- **EXERCISE DIRECTIONS**:
Select, from the data, each line where "components" occurs.
___ DATA PROVIDED ___
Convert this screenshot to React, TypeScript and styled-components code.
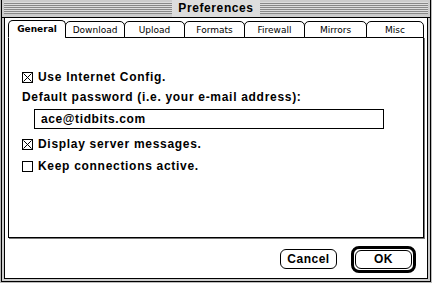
import React from 'react';
import styled, { createGlobalStyle } from 'styled-components';

const GlobalStyle = createGlobalStyle`
  html, body {
    margin: 0;
    padding: 0;
    background: #fff;
  }
`;

const chicago = `"Liberation Sans", Arial, sans-serif`;

const Window = styled.div`
  box-sizing: border-box;
  width: 432px;
  height: 283px;
  border: 1px solid #bbb;
  border-top: none;
  display: flex;
  flex-direction: column;
  font-family: ${chicago};
`;

const Frame = styled.div`
  flex: 1;
  display: flex;
  flex-direction: column;
  border: 1px solid #000;
  border-top: none;
  background: #ccc;
`;

const TitleBar = styled.div`
  box-sizing: border-box;
  height: 18px;
  padding: 2px 2px 3px;
  display: flex;
  align-items: center;
  justify-content: center;
  border-bottom: 1px solid #000;
  background: repeating-linear-gradient(
    to bottom,
    #ddd 0px,
    #ddd 1px,
    #888 1px,
    #888 2px
  );
  background-clip: content-box;
`;

const Title = styled.span`
  background: #ddd;
  padding: 0 6px;
  font-size: 12px;
  font-weight: bold;
  letter-spacing: 0.6px;
  line-height: 17px;
  color: #000;
`;

const Inner = styled.div`
  flex: 1;
  display: flex;
  padding: 0 2px 2px;
`;

const Body = styled.div`
  flex: 1;
  display: flex;
  flex-direction: column;
  background: #fff;
  border: 1px solid #000;
  border-top: none;
  padding: 2px 2px 0 2px;
`;

const TabRow = styled.div`
  display: flex;
  margin-left: 1px;
  height: 17px;
  position: relative;
  z-index: 1;
`;

const Tab = styled.div<{ $active?: boolean; $w: number }>`
  box-sizing: border-box;
  width: ${p => p.$w}px;
  margin-right: -1px;
  border: 1px solid #000;
  border-bottom: ${p => (p.$active ? '1px solid #fff' : '1px solid #000')};
  border-radius: 5px 5px 0 0;
  background: #fff;
  display: flex;
  align-items: center;
  justify-content: center;
  font-family: "DejaVu Sans", Verdana, sans-serif;
  font-size: 9px;
  font-weight: ${p => (p.$active ? 'bold' : 'normal')};
  color: #000;
  height: ${p => (p.$active ? 18 : 17)}px;
  margin-top: ${p => (p.$active ? 0 : 1)}px;
`;

const Panel = styled.div`
  box-sizing: border-box;
  margin-left: 1px;
  width: 416px;
  height: 201px;
  border: 1px solid #000;
  box-shadow: 1px 1px 0 #777;
  padding: 33px 0 0 13px;
  display: flex;
  flex-direction: column;
`;

const CheckRow = styled.div<{ $mt?: number }>`
  display: flex;
  align-items: center;
  gap: 5px;
  height: 12px;
  margin-top: ${p => p.$mt ?? 0}px;
  font-size: 12px;
  font-weight: bold;
  letter-spacing: 0.7px;
  color: #000;
`;

const Box = styled.span`
  box-sizing: border-box;
  width: 11px;
  height: 11px;
  border: 1px solid #000;
  display: inline-flex;
`;

const Label = styled.div`
  margin-top: 7px;
  font-size: 12px;
  font-weight: bold;
  letter-spacing: 0.7px;
  line-height: 14px;
  color: #000;
`;

const Field = styled.div`
  box-sizing: border-box;
  margin: 5px 0 0 12px;
  width: 350px;
  height: 20px;
  border: 1px solid #000;
  padding-left: 6px;
  display: flex;
  align-items: center;
  font-size: 12px;
  font-weight: bold;
  letter-spacing: 0.6px;
  color: #000;
`;

const ButtonRow = styled.div`
  flex: 1;
  display: flex;
  align-items: center;
  justify-content: flex-end;
  gap: 14px;
  padding-right: 9px;
  padding-top: 2px;
`;

const Button = styled.div`
  box-sizing: border-box;
  width: 57px;
  height: 20px;
  border: 1px solid #000;
  border-radius: 6px;
  background: #fff;
  display: flex;
  align-items: center;
  justify-content: center;
  font-size: 12px;
  font-weight: bold;
  letter-spacing: 0.5px;
  color: #000;
`;

const DefaultRing = styled.div`
  box-sizing: border-box;
  width: 65px;
  height: 27px;
  border: 3px solid #000;
  border-radius: 8px;
  padding: 1px;
  display: flex;
  & > div {
    flex: 1;
    width: auto;
    height: auto;
  }
`;

const Check = ({ on }: { on?: boolean }) => (
  <Box>
    {on && (
      <svg width="9" height="9" viewBox="0 0 9 9">
        <path d="M0.5 0.5 L8.5 8.5 M8.5 0.5 L0.5 8.5" stroke="#000" strokeWidth="1" />
      </svg>
    )}
  </Box>
);

const tabs: [string, number][] = [
  ['General', 58],
  ['Download', 60],
  ['Upload', 61],
  ['Formats', 61],
  ['Firewall', 61],
  ['Mirrors', 63],
  ['Misc', 58],
];

export default function App() {
  return (
    <>
      <GlobalStyle />
      <Window>
        <Frame>
          <TitleBar>
            <Title>Preferences</Title>
          </TitleBar>
          <Inner>
            <Body>
              <TabRow>
                {tabs.map(([name, w], i) => (
                  <Tab key={name} $w={w} $active={i === 0}>
                    {name}
                  </Tab>
                ))}
              </TabRow>
              <Panel>
                <CheckRow>
                  <Check on />
                  Use Internet Config.
                </CheckRow>
                <Label>Default password (i.e. your e-mail address):</Label>
                <Field>ace@tidbits.com</Field>
                <CheckRow $mt={9}>
                  <Check on />
                  Display server messages.
                </CheckRow>
                <CheckRow $mt={10}>
                  <Check />
                  Keep connections active.
                </CheckRow>
              </Panel>
              <ButtonRow>
                <Button>Cancel</Button>
                <DefaultRing>
                  <Button>OK</Button>
                </DefaultRing>
              </ButtonRow>
            </Body>
          </Inner>
        </Frame>
      </Window>
    </>
  );
}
___
- **TASK ANSWER**:
Convert this screenshot to React, TypeScript and styled-components code.
import styled, { createGlobalStyle } from 'styled-components';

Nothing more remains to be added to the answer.